I couldn't agree more.  Excellent quote.
And this, also from "Basho":

Here's an idea:  If you want to know why Islamic terrorists do terrorism, why not just ask them.   Well, it's been done - thousands of times.  And what is their universal and consistent answer?  It's Abu Graib.  It's Guantanamo Bay.  [Might I add: It's Fallujah. It's drone strikes killing innocents in Pakistan and Yemen. It's the plight of the Palestinians.] They don't say it's because the prophet said, "Kill the infidel."
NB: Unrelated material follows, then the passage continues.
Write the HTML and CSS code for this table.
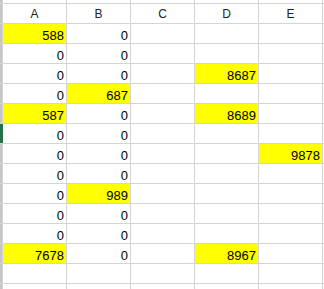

Just think about the videos of ISIS beheadings.  Remember the victims wearing orange jumpsuits - just like the ones tortured prisoners at Guantanamo wear?  
And how does ISIS recruit new fighters.  Do they read passages from the Quran?  No. They show pictures of Abu Graib and Guantanamo as well as pictures of innocent Muslims killed by drones.  We are dealing with blowback, not rotten apples from a bad orchard.
We all thought GW Bush was stupid when he said they kill us because they hate our freedom.  Isn't it also stupid for Bill Maher to say they kill us because their religion teaches they should.
This prompted a reply by "carlos gonzales figueroa":
Ok Why the children murdered in Pakistan by the taliban are responsible for Guantanamo?, Why the girls kidnaped by Boko Haram are responsible for Abu Graib? What you have to understand is that is violence is due to the teaching of the Quran and the Hadith, and even more bizarre, the main victims of this madness are Muslims that are considered hypocrites by the fundamentalists,
To which "Basho" replied:
My post is based on empirical fact.  Yours is based on a vulgar prejudice and a vile theory you and Bill Maher pulled out of your butts.  The Quran clearly states that violence is justifiable only in cases of self defense.  Read history:  Islam has had centuries-long peaceful co-existences with non-Muslims.  Also, there is nothing in the Quran to justify what Boko Haram has done.  It is simply a coincidence that they are Muslims.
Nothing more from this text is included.